**TASK STATEMENT:** Omit every picture and return the rest of the data unaltered.

**DATASET CONTENT:**
<<<<

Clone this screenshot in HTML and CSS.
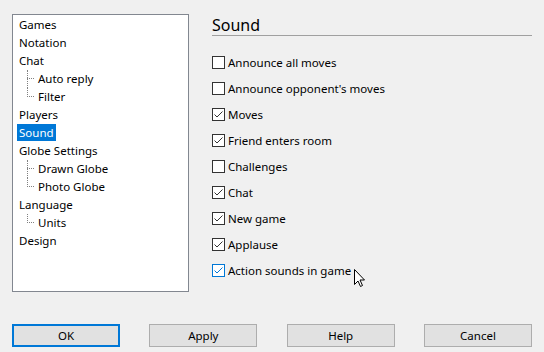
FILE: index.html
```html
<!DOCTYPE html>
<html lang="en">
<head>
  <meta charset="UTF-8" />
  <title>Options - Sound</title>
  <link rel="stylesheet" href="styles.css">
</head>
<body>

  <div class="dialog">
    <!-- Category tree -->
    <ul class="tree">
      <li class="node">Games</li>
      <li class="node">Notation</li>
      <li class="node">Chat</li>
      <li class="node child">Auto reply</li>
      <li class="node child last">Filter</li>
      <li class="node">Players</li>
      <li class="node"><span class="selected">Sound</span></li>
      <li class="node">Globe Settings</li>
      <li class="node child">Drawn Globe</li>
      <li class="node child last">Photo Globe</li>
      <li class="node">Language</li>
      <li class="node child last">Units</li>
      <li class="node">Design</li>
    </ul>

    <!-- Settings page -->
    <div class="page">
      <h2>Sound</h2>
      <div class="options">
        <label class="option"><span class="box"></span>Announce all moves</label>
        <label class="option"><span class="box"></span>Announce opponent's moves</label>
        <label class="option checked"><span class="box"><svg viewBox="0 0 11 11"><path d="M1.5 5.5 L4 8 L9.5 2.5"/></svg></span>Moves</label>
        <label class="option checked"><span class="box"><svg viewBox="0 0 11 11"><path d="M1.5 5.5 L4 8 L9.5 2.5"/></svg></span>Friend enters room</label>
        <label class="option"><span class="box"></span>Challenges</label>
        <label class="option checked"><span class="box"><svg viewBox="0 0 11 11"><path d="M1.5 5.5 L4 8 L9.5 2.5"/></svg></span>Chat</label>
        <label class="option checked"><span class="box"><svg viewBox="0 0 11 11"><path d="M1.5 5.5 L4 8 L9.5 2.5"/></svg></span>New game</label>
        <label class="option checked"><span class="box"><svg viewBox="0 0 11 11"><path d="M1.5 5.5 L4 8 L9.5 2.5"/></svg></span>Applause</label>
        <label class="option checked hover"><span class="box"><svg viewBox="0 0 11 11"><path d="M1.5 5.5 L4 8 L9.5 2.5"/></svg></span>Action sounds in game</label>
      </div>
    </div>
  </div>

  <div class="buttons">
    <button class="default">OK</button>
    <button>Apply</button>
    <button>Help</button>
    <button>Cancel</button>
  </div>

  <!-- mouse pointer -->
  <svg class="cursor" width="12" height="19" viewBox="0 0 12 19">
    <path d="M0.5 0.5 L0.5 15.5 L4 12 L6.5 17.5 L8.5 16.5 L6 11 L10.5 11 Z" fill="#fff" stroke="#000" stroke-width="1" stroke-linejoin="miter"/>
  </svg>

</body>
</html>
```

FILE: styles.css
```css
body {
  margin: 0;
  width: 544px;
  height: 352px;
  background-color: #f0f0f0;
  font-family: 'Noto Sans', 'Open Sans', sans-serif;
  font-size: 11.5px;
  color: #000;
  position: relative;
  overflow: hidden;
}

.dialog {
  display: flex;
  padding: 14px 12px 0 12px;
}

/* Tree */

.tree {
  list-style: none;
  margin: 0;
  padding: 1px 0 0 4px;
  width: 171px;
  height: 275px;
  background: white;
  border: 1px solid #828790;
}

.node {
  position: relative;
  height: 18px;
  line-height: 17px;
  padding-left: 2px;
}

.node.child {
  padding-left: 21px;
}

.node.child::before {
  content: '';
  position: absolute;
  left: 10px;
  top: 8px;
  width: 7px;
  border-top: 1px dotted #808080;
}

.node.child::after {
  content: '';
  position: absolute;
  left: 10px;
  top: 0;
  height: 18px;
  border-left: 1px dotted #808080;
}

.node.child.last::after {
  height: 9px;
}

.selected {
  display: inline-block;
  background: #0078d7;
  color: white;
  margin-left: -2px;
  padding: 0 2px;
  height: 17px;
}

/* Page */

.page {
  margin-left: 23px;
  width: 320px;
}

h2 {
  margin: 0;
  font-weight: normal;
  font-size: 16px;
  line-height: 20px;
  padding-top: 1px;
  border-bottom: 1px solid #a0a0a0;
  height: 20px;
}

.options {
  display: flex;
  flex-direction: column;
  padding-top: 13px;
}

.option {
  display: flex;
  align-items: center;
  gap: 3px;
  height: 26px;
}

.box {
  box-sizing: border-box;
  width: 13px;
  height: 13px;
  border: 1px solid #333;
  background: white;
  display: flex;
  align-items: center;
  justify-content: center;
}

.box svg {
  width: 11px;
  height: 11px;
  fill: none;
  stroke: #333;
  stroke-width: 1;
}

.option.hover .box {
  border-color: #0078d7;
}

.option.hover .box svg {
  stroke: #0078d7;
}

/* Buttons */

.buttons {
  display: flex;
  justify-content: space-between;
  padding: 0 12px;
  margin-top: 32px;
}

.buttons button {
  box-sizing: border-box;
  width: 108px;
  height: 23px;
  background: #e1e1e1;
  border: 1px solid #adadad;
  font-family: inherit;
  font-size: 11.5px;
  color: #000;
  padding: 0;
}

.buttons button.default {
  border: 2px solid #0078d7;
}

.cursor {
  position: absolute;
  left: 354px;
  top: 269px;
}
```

>>>>

**SOLVED EXERCISE:**
Clone this screenshot in HTML and CSS.
FILE: index.html
```html
<!DOCTYPE html>
<html lang="en">
<head>
  <meta charset="UTF-8" />
  <title>Options - Sound</title>
  <link rel="stylesheet" href="styles.css">
</head>
<body>

  <div class="dialog">
    <!-- Category tree -->
    <ul class="tree">
      <li class="node">Games</li>
      <li class="node">Notation</li>
      <li class="node">Chat</li>
      <li class="node child">Auto reply</li>
      <li class="node child last">Filter</li>
      <li class="node">Players</li>
      <li class="node"><span class="selected">Sound</span></li>
      <li class="node">Globe Settings</li>
      <li class="node child">Drawn Globe</li>
      <li class="node child last">Photo Globe</li>
      <li class="node">Language</li>
      <li class="node child last">Units</li>
      <li class="node">Design</li>
    </ul>

    <!-- Settings page -->
    <div class="page">
      <h2>Sound</h2>
      <div class="options">
        <label class="option"><span class="box"></span>Announce all moves</label>
        <label class="option"><span class="box"></span>Announce opponent's moves</label>
        <label class="option checked"><span class="box"><svg viewBox="0 0 11 11"><path d="M1.5 5.5 L4 8 L9.5 2.5"/></svg></span>Moves</label>
        <label class="option checked"><span class="box"><svg viewBox="0 0 11 11"><path d="M1.5 5.5 L4 8 L9.5 2.5"/></svg></span>Friend enters room</label>
        <label class="option"><span class="box"></span>Challenges</label>
        <label class="option checked"><span class="box"><svg viewBox="0 0 11 11"><path d="M1.5 5.5 L4 8 L9.5 2.5"/></svg></span>Chat</label>
        <label class="option checked"><span class="box"><svg viewBox="0 0 11 11"><path d="M1.5 5.5 L4 8 L9.5 2.5"/></svg></span>New game</label>
        <label class="option checked"><span class="box"><svg viewBox="0 0 11 11"><path d="M1.5 5.5 L4 8 L9.5 2.5"/></svg></span>Applause</label>
        <label class="option checked hover"><span class="box"><svg viewBox="0 0 11 11"><path d="M1.5 5.5 L4 8 L9.5 2.5"/></svg></span>Action sounds in game</label>
      </div>
    </div>
  </div>

  <div class="buttons">
    <button class="default">OK</button>
    <button>Apply</button>
    <button>Help</button>
    <button>Cancel</button>
  </div>

  <!-- mouse pointer -->
  <svg class="cursor" width="12" height="19" viewBox="0 0 12 19">
    <path d="M0.5 0.5 L0.5 15.5 L4 12 L6.5 17.5 L8.5 16.5 L6 11 L10.5 11 Z" fill="#fff" stroke="#000" stroke-width="1" stroke-linejoin="miter"/>
  </svg>

</body>
</html>
```

FILE: styles.css
```css
body {
  margin: 0;
  width: 544px;
  height: 352px;
  background-color: #f0f0f0;
  font-family: 'Noto Sans', 'Open Sans', sans-serif;
  font-size: 11.5px;
  color: #000;
  position: relative;
  overflow: hidden;
}

.dialog {
  display: flex;
  padding: 14px 12px 0 12px;
}

/* Tree */

.tree {
  list-style: none;
  margin: 0;
  padding: 1px 0 0 4px;
  width: 171px;
  height: 275px;
  background: white;
  border: 1px solid #828790;
}

.node {
  position: relative;
  height: 18px;
  line-height: 17px;
  padding-left: 2px;
}

.node.child {
  padding-left: 21px;
}

.node.child::before {
  content: '';
  position: absolute;
  left: 10px;
  top: 8px;
  width: 7px;
  border-top: 1px dotted #808080;
}

.node.child::after {
  content: '';
  position: absolute;
  left: 10px;
  top: 0;
  height: 18px;
  border-left: 1px dotted #808080;
}

.node.child.last::after {
  height: 9px;
}

.selected {
  display: inline-block;
  background: #0078d7;
  color: white;
  margin-left: -2px;
  padding: 0 2px;
  height: 17px;
}

/* Page */

.page {
  margin-left: 23px;
  width: 320px;
}

h2 {
  margin: 0;
  font-weight: normal;
  font-size: 16px;
  line-height: 20px;
  padding-top: 1px;
  border-bottom: 1px solid #a0a0a0;
  height: 20px;
}

.options {
  display: flex;
  flex-direction: column;
  padding-top: 13px;
}

.option {
  display: flex;
  align-items: center;
  gap: 3px;
  height: 26px;
}

.box {
  box-sizing: border-box;
  width: 13px;
  height: 13px;
  border: 1px solid #333;
  background: white;
  display: flex;
  align-items: center;
  justify-content: center;
}

.box svg {
  width: 11px;
  height: 11px;
  fill: none;
  stroke: #333;
  stroke-width: 1;
}

.option.hover .box {
  border-color: #0078d7;
}

.option.hover .box svg {
  stroke: #0078d7;
}

/* Buttons */

.buttons {
  display: flex;
  justify-content: space-between;
  padding: 0 12px;
  margin-top: 32px;
}

.buttons button {
  box-sizing: border-box;
  width: 108px;
  height: 23px;
  background: #e1e1e1;
  border: 1px solid #adadad;
  font-family: inherit;
  font-size: 11.5px;
  color: #000;
  padding: 0;
}

.buttons button.default {
  border: 2px solid #0078d7;
}

.cursor {
  position: absolute;
  left: 354px;
  top: 269px;
}
```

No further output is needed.